Q – Que pensez-vous de l’établissement de relations diplomatiques entre la Syrie et le Liban ? Est-ce le résultat de la politique d’ouverture de Nicolas Sarkozy ?
R – Je crois que c’est un accomplissement, peut-être indirect, de la politique d’ouverture de Nicolas Sarkozy. Je ne suis pas un expert des relations libano-syriennes, mais je pense que c’est un énorme progrès étant donné que Damas, par le passé, refusait le principe même d’établir des relations diplomatiques avec Beyrouth. C’est le résultat d’une politique de dialogue qui peut être critiquée, mais qui a eu de bonnes conséquences.
Q – L’élection de Barack Obama à la présidence des États-Unis a été accueillie avec un optimisme prudent dans le monde arabe. Certains mouvements comme le Hamas et les talibans se sont même déclarés en faveur de l’ouverture de négociations avec la nouvelle administration américaine. L’Occident, à votre avis, doit-il désormais engager le dialogue avec ces mouvements ?
R – Il faut parler avec tout le monde. C’est le principe même de la diplomatie. La politique étrangère du président George W. Bush qui consiste à ignorer le Hamas, le Hezbollah, l’Iran, la Syrie et d’autres est absurde. Elle a été désastreuse envers le monde arabe. La diplomatie n’est pas une partie de plaisir. Elle est basée sur des négociations. Rappelez-vous comment les Américains négociaient avec les Soviétiques et comment toutes les puissances coloniales ont discuté avec des mouvements de libération violents. Évidemment, cela ne veut pas dire qu’il faut parler avec tout le monde n’importe comment. Il faut négocier avec intelligence et prudence. Sur le plan du principe, j’estime qu’il ne faut rien s’interdire. C’est pourquoi lorsque Obama dit qu’il ne va pas parler qu’avec des anges, cela ne m’inquiète pas. Mais j’espère qu’il le fera intelligemment. S’il y a un conseil que je pourrais lui donner, c’est qu’il se débarrasse de l’héritage de George Bush, surtout en matière de politique étrangère.
Q – Donc faut-il s’attendre à la fin de l’isolement du Hamas dans la bande de Gaza ?
R – Le Hamas est un sous-produit d’une politique occidentale débile. Je n’hésite pas à le dire. Lorsqu’on oblige les Palestiniens à tenir des élections démocratiques alors qu’ils vivent dans des conditions désespérantes, il est évident que leur vote sera radical.
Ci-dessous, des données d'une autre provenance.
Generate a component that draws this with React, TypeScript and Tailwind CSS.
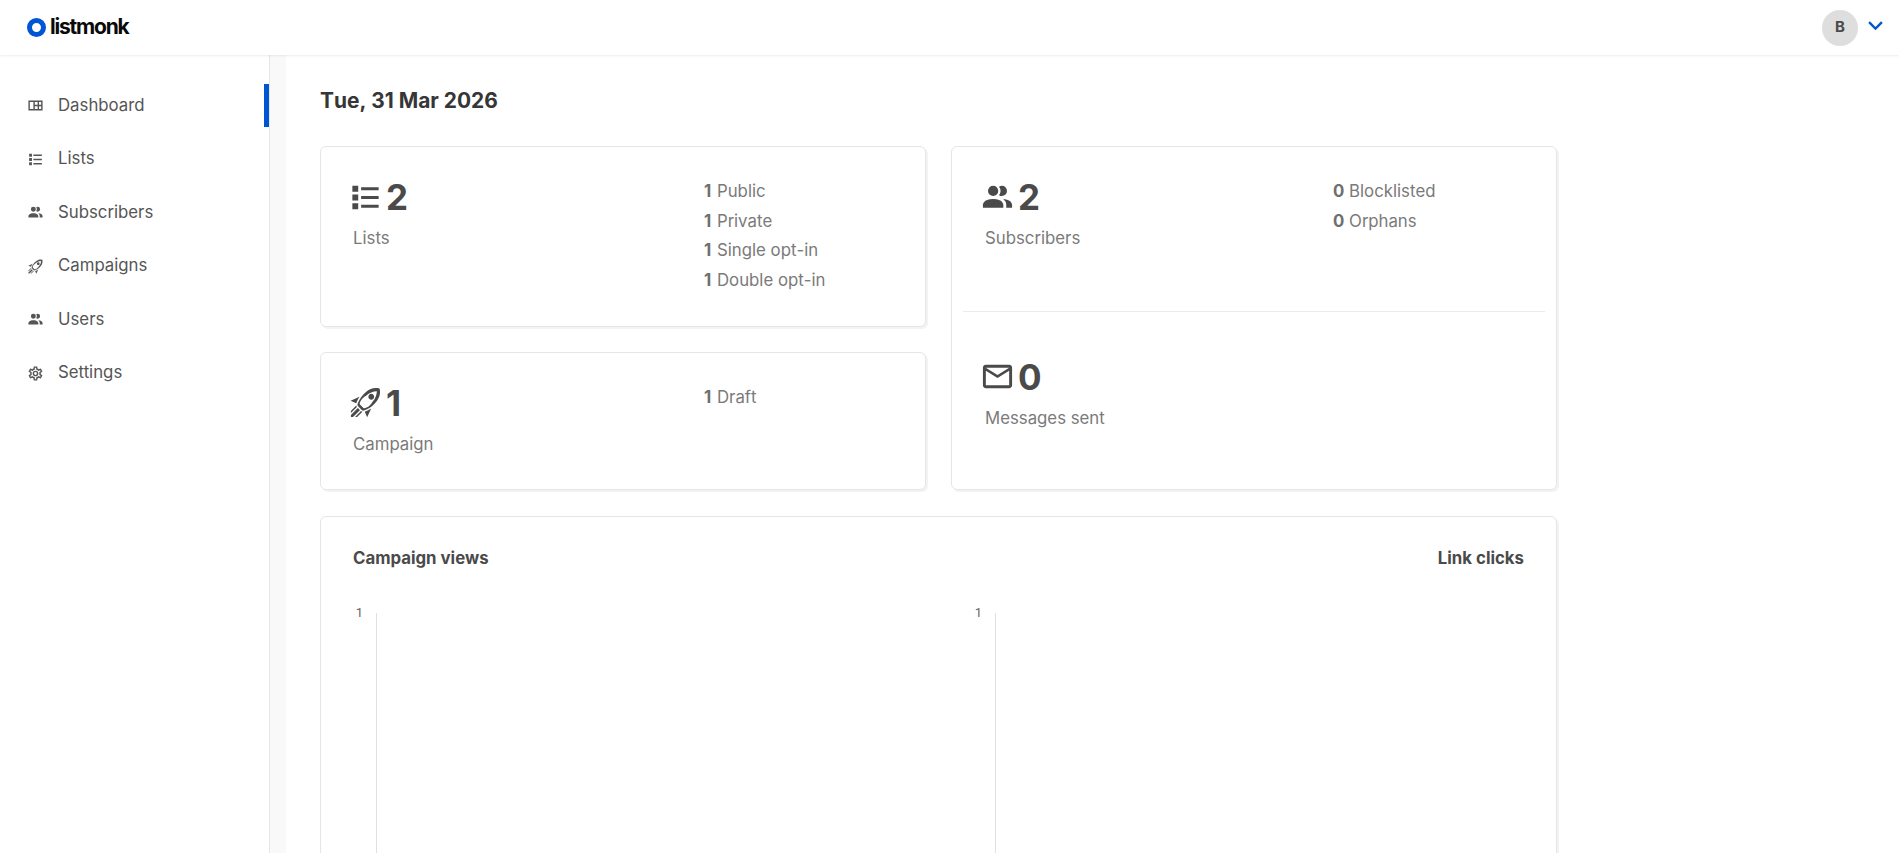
import type { ReactNode } from "react";

const mdi = {
  dashboard: "M2 5v14h20V5H2zm2 2h5v10H4V7zm7 0h4v4h-4V7zm6 0h3v4h-3V7zm-6 6h4v4h-4v-4zm6 0h3v4h-3v-4z",
  list: "M3,4H7V8H3V4M9,5V7H21V5H9M3,10H7V14H3V10M9,11V13H21V11H9M3,16H7V20H3V16M9,17V19H21V17H9",
  users:
    "M16 17V19H2V17S2 13 9 13 16 17 16 17M12.5 7.5A3.5 3.5 0 1 0 9 11A3.5 3.5 0 0 0 12.5 7.5M15.94 13A5.32 5.32 0 0 1 18 17V19H22V17S22 13.37 15.94 13M15 4A3.39 3.39 0 0 0 13.07 4.59A5 5 0 0 1 13.07 10.41A3.39 3.39 0 0 0 15 11A3.5 3.5 0 0 0 15 4Z",
  rocket:
    "M13.13 22.19L11.5 18.36C13.07 17.78 14.54 17 15.9 16.09L13.13 22.19M5.64 12.5L1.81 10.87L7.91 8.1C7 9.46 6.22 10.93 5.64 12.5M21.61 2.39C21.61 2.39 16.66 .269 11 5.93C8.81 8.12 7.5 10.53 6.65 12.64C6.37 13.39 6.56 14.21 7.11 14.77L9.24 16.89C9.79 17.45 10.61 17.63 11.36 17.35C13.5 16.53 15.88 15.19 18.07 13C23.73 7.34 21.61 2.39 21.61 2.39M12.7 15.5C11.9 15.9 11.1 16.2 10.6 15.8L8.2 13.4C7.8 12.9 8.1 12.1 8.5 11.3C9.3 9.7 10.7 8.1 12.4 7.3C14.6 5.2 17.2 4.3 19.8 4.2C19.7 6.8 18.8 9.4 16.7 11.6C15.9 13.3 14.3 14.7 12.7 15.5M14.54 9.46C13.76 8.68 13.76 7.41 14.54 6.63S16.59 5.85 17.37 6.63C18.14 7.41 18.15 8.68 17.37 9.46C16.59 10.24 15.32 10.24 14.54 9.46M6.24 22L9.88 18.36C9.54 18.27 9.21 18.12 8.91 17.91L4.83 22H6.24M2 22H3.41L8.18 17.24L6.76 15.83L2 20.59V22M2 19.17L6.09 15.09C5.88 14.79 5.73 14.47 5.64 14.12L2 17.76V19.17Z",
  email:
    "M22 6C22 4.9 21.1 4 20 4H4C2.9 4 2 4.9 2 6V18C2 19.1 2.9 20 4 20H20C21.1 20 22 19.1 22 18V6M20 6L12 11L4 6H20M20 18H4V8L12 13L20 8V18Z",
  cog: "M12,8A4,4 0 0,1 16,12A4,4 0 0,1 12,16A4,4 0 0,1 8,12A4,4 0 0,1 12,8M12,10A2,2 0 0,0 10,12A2,2 0 0,0 12,14A2,2 0 0,0 14,12A2,2 0 0,0 12,10M10,22C9.75,22 9.54,21.82 9.5,21.58L9.13,18.93C8.5,18.68 7.96,18.34 7.44,17.94L4.95,18.95C4.73,19.03 4.46,18.95 4.34,18.73L2.34,15.27C2.21,15.05 2.27,14.78 2.46,14.63L4.57,12.97L4.5,12L4.57,11L2.46,9.37C2.27,9.22 2.21,8.95 2.34,8.73L4.34,5.27C4.46,5.05 4.73,4.96 4.95,5.05L7.44,6.05C7.96,5.66 8.5,5.32 9.13,5.07L9.5,2.42C9.54,2.18 9.75,2 10,2H14C14.25,2 14.46,2.18 14.5,2.42L14.87,5.07C15.5,5.32 16.04,5.66 16.56,6.05L19.05,5.05C19.27,4.96 19.54,5.05 19.66,5.27L21.66,8.73C21.79,8.95 21.73,9.22 21.54,9.37L19.43,11L19.5,12L19.43,13L21.54,14.63C21.73,14.78 21.79,15.05 21.66,15.27L19.66,18.73C19.54,18.95 19.27,19.04 19.05,18.95L16.56,17.95C16.04,18.34 15.5,18.68 14.87,18.93L14.5,21.58C14.46,21.82 14.25,22 14,22H10M11.25,4L10.88,6.61C9.68,6.86 8.62,7.5 7.85,8.39L5.44,7.35L4.69,8.65L6.8,10.2C6.4,11.37 6.4,12.64 6.8,13.8L4.68,15.36L5.43,16.66L7.86,15.62C8.63,16.5 9.68,17.14 10.87,17.38L11.24,20H12.76L13.13,17.39C14.32,17.14 15.37,16.5 16.14,15.62L18.57,16.66L19.32,15.36L17.2,13.81C17.6,12.64 17.6,11.37 17.2,10.2L19.31,8.65L18.56,7.35L16.15,8.39C15.38,7.5 14.32,6.86 13.12,6.62L12.75,4H11.25Z",
  chevron: "M7.41,8.58L12,13.17L16.59,8.58L18,10L12,16L6,10L7.41,8.58Z",
};

const Icon = ({ d, className }: { d: string; className: string }) => (
  <svg viewBox="0 0 24 24" fill="currentColor" fillRule="evenodd" className={className}>
    <path d={d} />
  </svg>
);

const navItems = [
  { label: "Dashboard", icon: mdi.dashboard, active: true },
  { label: "Lists", icon: mdi.list },
  { label: "Subscribers", icon: mdi.users },
  { label: "Campaigns", icon: mdi.rocket },
  { label: "Users", icon: mdi.users },
  { label: "Settings", icon: mdi.cog },
];

const Card = ({ className, children }: { className: string; children: ReactNode }) => (
  <div
    className={`rounded-md border border-[#e6e6e6] bg-white shadow-[2px_2px_0_#f3f3f3] ${className}`}
  >
    {children}
  </div>
);

const Stat = ({ icon, value, label }: { icon: string; value: number; label: string }) => (
  <div>
    <div className="flex h-[40px] items-center gap-[3px] text-[#4a4a4a]">
      <Icon d={icon} className="-ml-[5px] h-[35px] w-[35px]" />
      <span className="text-[35px] leading-[40px] font-bold">{value}</span>
    </div>
    <div className="mt-[9px] text-[16.8px] leading-[24px] text-[#7a7a7a]">{label}</div>
  </div>
);

const Counts = ({ items }: { items: [number, string][] }) => (
  <ul className="text-[16.8px] leading-[29.7px] text-[#7a7a7a] [font-kerning:none]">
    {items.map(([n, label]) => (
      <li key={label}>
        <b className={`font-bold text-[#6f6f6f] ${n === 1 ? "mr-px" : ""}`}>{n}</b> {label}
      </li>
    ))}
  </ul>
);

const ChartAxis = () => (
  <div className="flex h-[300px] w-[586px] shrink-0 items-start">
    <span className="mt-[-8px] w-[23px] pr-[13px] text-right font-['Roboto',sans-serif] text-[13px] leading-[16px] text-[#666]">
      1
    </span>
    <div className="h-full w-px bg-[#e0e0e0]" />
  </div>
);

export default function App() {
  return (
    <div className="flex h-[853px] flex-col overflow-hidden bg-white font-['Inter',sans-serif] text-[#4a4a4a]">
      <header className="z-10 flex h-[55px] shrink-0 items-center justify-between pr-[9px] pl-[27px] shadow-[0_1px_2px_rgba(0,0,0,0.08)]">
        <div className="-mt-px flex items-center gap-[4px]">
          <span className="h-[19px] w-[19px] rounded-full border-[5px] border-[#0055d4]" />
          <span className="text-[21px] leading-[24px] font-bold tracking-[-1.2px] text-[#0a0a0a]">
            listmonk
          </span>
        </div>
        <div className="flex items-center gap-[3px]">
          <div className="flex h-[36px] w-[36px] items-center justify-center rounded-full bg-[#dedede] text-[15px] font-bold text-[#4a4a4a]">
            B
          </div>
          <Icon d={mdi.chevron} className="-mt-[5px] h-[29px] w-[29px] text-[#0055d4]" />
        </div>
      </header>

      <div className="flex min-h-0 flex-1">
        <aside className="w-[270px] shrink-0 border-r border-[#e6e6e6] pt-[29px]">
          <nav className="flex flex-col gap-[10.5px]">
            {navItems.map((item) => (
              <a
                key={item.label}
                className={`flex h-[43px] items-center gap-[14px] pl-[27px] text-[16.8px] text-[#555] ${
                  item.active ? "border-r-[5px] border-[#0055d4]" : ""
                }`}
              >
                <Icon d={item.icon} className="h-[17px] w-[17px] text-[#555]" />
                {item.label}
              </a>
            ))}
          </nav>
        </aside>
        <div className="w-[16px] shrink-0 bg-[#f9f9f9]" />

        <main className="min-w-0 flex-1 pt-[32px] pl-[34px]">
          <h1 className="text-[20.9px] leading-[28px] font-bold text-[#363636] [font-kerning:none]">
            Tue, 31 Mar 2026
          </h1>

          <div className="mt-[31px] grid w-[1237px] grid-cols-[606px_606px] gap-x-[25px]">
            <div className="flex flex-col gap-[25px]">
              <Card className="flex h-[180.5px] justify-between pt-[30px] pr-[118px] pl-[32px]">
                <Stat icon={mdi.list} value={2} label="Lists" />
                <div className="w-[103px] whitespace-nowrap">
                  <Counts
                    items={[
                      [1, "Public"],
                      [1, "Private"],
                      [1, "Single opt-in"],
                      [1, "Double opt-in"],
                    ]}
                  />
                </div>
              </Card>
              <Card className="flex h-[138px] justify-between pt-[30px] pr-[118px] pl-[32px]">
                <Stat icon={mdi.rocket} value={1} label="Campaign" />
                <div className="w-[103px] whitespace-nowrap">
                  <Counts items={[[1, "Draft"]]} />
                </div>
              </Card>
            </div>

            <Card className="flex h-[343.5px] flex-col">
              <div className="flex h-[164px] justify-between pt-[30px] pr-[120px] pl-[33px]">
                <Stat icon={mdi.users} value={2} label="Subscribers" />
                <div className="w-[103px] whitespace-nowrap">
                  <Counts
                    items={[
                      [0, "Blocklisted"],
                      [0, "Orphans"],
                    ]}
                  />
                </div>
              </div>
              <div className="mx-[11px] h-px bg-[#ebebeb]" />
              <div className="pt-[44.5px] pl-[33px]">
                <Stat icon={mdi.email} value={0} label="Messages sent" />
              </div>
            </Card>
          </div>

          <Card className="mt-[26px] h-[400px] w-[1237px] pt-[29px] pr-[32px] pl-[32px]">
            <div className="flex justify-between text-[16.8px] leading-[24px] font-bold text-[#4a4a4a]">
              <span>Campaign views</span>
              <span>Link clicks</span>
            </div>
            <div className="mt-[43px] flex gap-[33px]">
              <ChartAxis />
              <ChartAxis />
            </div>
          </Card>
        </main>
      </div>
    </div>
  );
}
Et il est absurde de boycotter le Hamas après qu’il eut été élu démocratiquement. Que faut-il faire aujourd’hui avec le Hamas ? Je pense qu’il faut mettre en place un vrai processus, mais cela dépend avant tout des Israéliens puisque ce sont eux qui occupent les territoires palestiniens. Ils doivent se résigner à quitter ces territoires occupés. Une fois un tel processus établi, je crois qu’il serait intelligent de mener des négociations avec toutes les parties palestiniennes, dont le Hamas. Je crois qu’une telle ouverture obligerait le mouvement islamiste à trancher dans ses politiques.